Drudge is taking advantage of our psychological inclinations here, overblowing a story to make it seem indicative of a culture of wasteful government spending. (In fairness, he didn't write the article, The Daily Mail did, but his linking to it without any further explanation makes him nonetheless culpable).

The concept of government waste may have something to it, and it probably does. But we're not going to balance our budget simply by trimming some fat here and there, as is a common misconception--the deficit (and debt) is simply too large to be explained away by "government inefficiency". Furthermore, the more you chip away at this "REPORT", the less meat there is to it.


In my former life as a sports marketer, I helped to arrange and coordinate multiple fly-overs at sporting events. There is in fact a well-developed process for doing so, and it almost always involves rerouting a training flight for a local branch of the military--that is to say, no (or few) additional dollars are spent for sports arena flyovers. The planes are simply diverted from one patch of airspace to another, flying over Cowboys Stadium instead of flying over random non-descript land in eastern Texas. (Yes, these planes came from Virginia and not the Dallas area, which seems a bit strange, but the additional fuel costs to cover those 1,000 miles really don't move the needle much in terms of "wasteful spending".) As the Naval Air Force spokesman quoted in the Daily Mail article noted,
"These missions are included in the annual operating budget of all branches of the military and they are used as training... There was no additional money provided to us - Congress did not cut us a special cheque to do this flyover. This is considered a training mission whether they were to fly over the Super Bowl or not."

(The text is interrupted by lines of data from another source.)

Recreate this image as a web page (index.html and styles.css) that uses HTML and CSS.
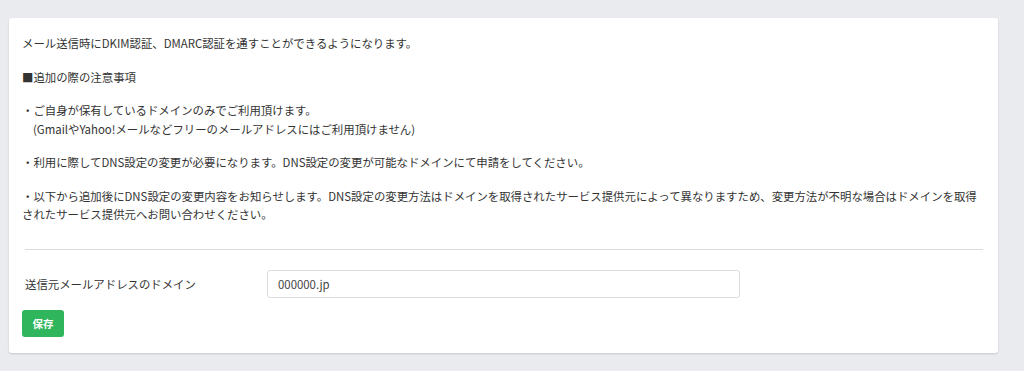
FILE: index.html
```html
<!DOCTYPE html>
<html lang="ja">
<head>
    <meta charset="UTF-8">
    <meta name="viewport" content="width=device-width, initial-scale=1.0">
    <title>DKIM設定</title>
    <link rel="stylesheet" href="styles.css">
</head>
<body>
    <div class="card">
        <div class="notes">
            <p>メール送信時にDKIM認証、DMARC認証を通すことができるようになります。</p>
            <p>■追加の際の注意事項</p>
            <p>・ご自身が保有しているドメインのみでご利用頂けます。<br>
            <span class="indent">(GmailやYahoo!メールなどフリーのメールアドレスにはご利用頂けません)</span></p>
            <p>・利用に際してDNS設定の変更が必要になります。DNS設定の変更が可能なドメインにて申請をしてください。</p>
            <p>・以下から追加後にDNS設定の変更内容をお知らせします。DNS設定の変更方法はドメインを取得されたサービス提供元によって異なりますため、変更方法が不明な場合はドメインを取得されたサービス提供元へお問い合わせください。</p>
        </div>

        <hr class="divider">

        <form class="domain-form" onsubmit="return false;">
            <div class="form-row">
                <label for="domain">送信元メールアドレスのドメイン</label>
                <input type="text" id="domain" value="000000.jp">
            </div>
            <button type="submit" class="btn-save">保存</button>
        </form>
    </div>
</body>
</html>
```

FILE: styles.css
```css
body {
    margin: 0;
    padding: 18px 26px 17px 9px;
    background-color: #e9ebee;
    font-family: "Noto Sans CJK JP", "Noto Sans", sans-serif;
    font-size: 11.4px;
    color: #333;
}
.card {
    background: white;
    border-radius: 3px;
    box-shadow: 0 1px 2px rgba(0, 0, 0, 0.15);
    padding: 16px 13px 16px 13px;
}
.notes p {
    margin: 0 0 15px;
    line-height: 18.5px;
}
.notes p:last-child {
    margin-bottom: 0;
}
.indent {
    padding-left: 11px;
}
.divider {
    border: none;
    border-top: 1px solid #dcdcdc;
    margin: 25px 2px 20px 3px;
}
.form-row {
    display: flex;
    align-items: center;
}
.form-row label {
    width: 242px;
    padding-left: 3px;
}
.form-row input {
    width: 473px;
    height: 28px;
    box-sizing: border-box;
    border: 1px solid #ddd;
    border-radius: 3px;
    padding: 0 10px;
    font-family: inherit;
    font-size: 11.4px;
    color: #444;
}
.btn-save {
    margin-top: 12px;
    width: 42px;
    height: 27px;
    border: none;
    border-radius: 3px;
    background-color: #2fb55b;
    color: white;
    font-family: inherit;
    font-size: 10.5px;
    font-weight: bold;
    cursor: pointer;
}
```
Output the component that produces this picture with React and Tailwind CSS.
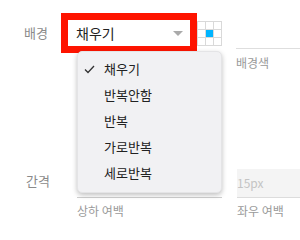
export default function App() {
  const items = ["채우기", "반복안함", "반복", "가로반복", "세로반복"];
  return (
    <div
      className="relative w-[300px] h-[240px] overflow-hidden bg-white"
      style={{ fontFamily: '"Noto Sans CJK KR", "Noto Sans", sans-serif' }}
    >
      <div className="flex flex-col pt-[13px]">
        {/* Row 1 */}
        <div className="flex items-start">
          <div className="shrink-0 w-[61px] pl-[24px] h-[40px] flex items-center text-[13px] text-[#8a8a8a]">
            배경
          </div>
          <div className="shrink-0 w-[136px] h-[40px] border-[7px] border-[#fe1400] bg-white flex items-center justify-between pl-[8px] pr-[7px]">
            <span className="text-[14px] text-[#222]">채우기</span>
            <span className="w-0 h-0 border-l-[5px] border-r-[5px] border-t-[5px] border-l-transparent border-r-transparent border-t-[#aaa]" />
          </div>
          <div className="shrink-0 mt-[8px] grid grid-cols-[8px_8px_8px] grid-rows-[8px_8px_8px] w-[25px] h-[25px] border-t border-l border-[#d9d9d9]">
            {Array.from({ length: 9 }).map((_, i) => (
              <div
                key={i}
                className={
                  i === 4
                    ? "border-r border-b border-[#d9d9d9] bg-[#00b4ff]"
                    : "border-r border-b border-[#d9d9d9]"
                }
              />
            ))}
          </div>
          <div className="ml-[14px] flex-1 flex flex-col">
            <div className="mt-[35px] h-px bg-[#dedede]" />
            <div className="mt-[7px] text-[12px] text-[#9a9a9a] leading-[14px]">배경색</div>
          </div>
        </div>

        {/* Row 2 */}
        <div className="mt-[97px] flex items-end">
          <div className="shrink-0 w-[77px] pl-[26px] h-[28px] mb-[3px] flex items-center text-[13px] text-[#8a8a8a]">
            간격
          </div>
          <div className="shrink-0 w-[145px] h-[29px] border-b border-[#cfcfcf]" />
          <div className="ml-[15px] flex-1 h-[29px] bg-[#f4f4f4] border-b border-[#dcdcdc] flex items-center text-[12px] text-[#c4c4c4]">
            15px
          </div>
        </div>
        <div className="flex mt-[6px] text-[12px] leading-[14px] text-[#9a9a9a]">
          <div className="ml-[77px] w-[160px]">상하 여백</div>
          <div>좌우 여백</div>
        </div>
      </div>

      {/* Dropdown menu */}
      <div className="absolute left-[77px] top-[51px] w-[145px] h-[142px] rounded-[5px] bg-[#f1f1f3] border border-[#e4e4e6] shadow-[0_2px_5px_rgba(0,0,0,0.25)] pt-[4px]">
        {items.map((t, i) => (
          <div key={t} className="h-[26px] flex items-center text-[13px] text-[#222]">
            <span className="w-[26px] pl-[6px] flex items-center">
              {i === 0 && (
                <svg width="11" height="9" viewBox="0 0 11 9" fill="none">
                  <path d="M1 4.5 L4 7.5 L10 1" stroke="#333" strokeWidth="1.3" />
                </svg>
              )}
            </span>
            <span>{t}</span>
          </div>
        ))}
      </div>
    </div>
  );
}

That last point, even more so than the cognitive dissonance point, is what makes this "news item" such a glaring example of bad journalism. The $450k is--for the most part--an accounting trick, a phantom "expense", newsworthy only on the merits of a technicality. If the headline had instead said "REPORT: Navy spends $450k on pilot training exercise", would anyone have cared? Of course not. But by twisting around the facts and perverting the accounting, Drudge and the Daily Mail have created a story where there was none. That sort of behavior is exactly what has dragged our political rhetoric so far down into the mud, and it simply needs to stop. Happy Friday.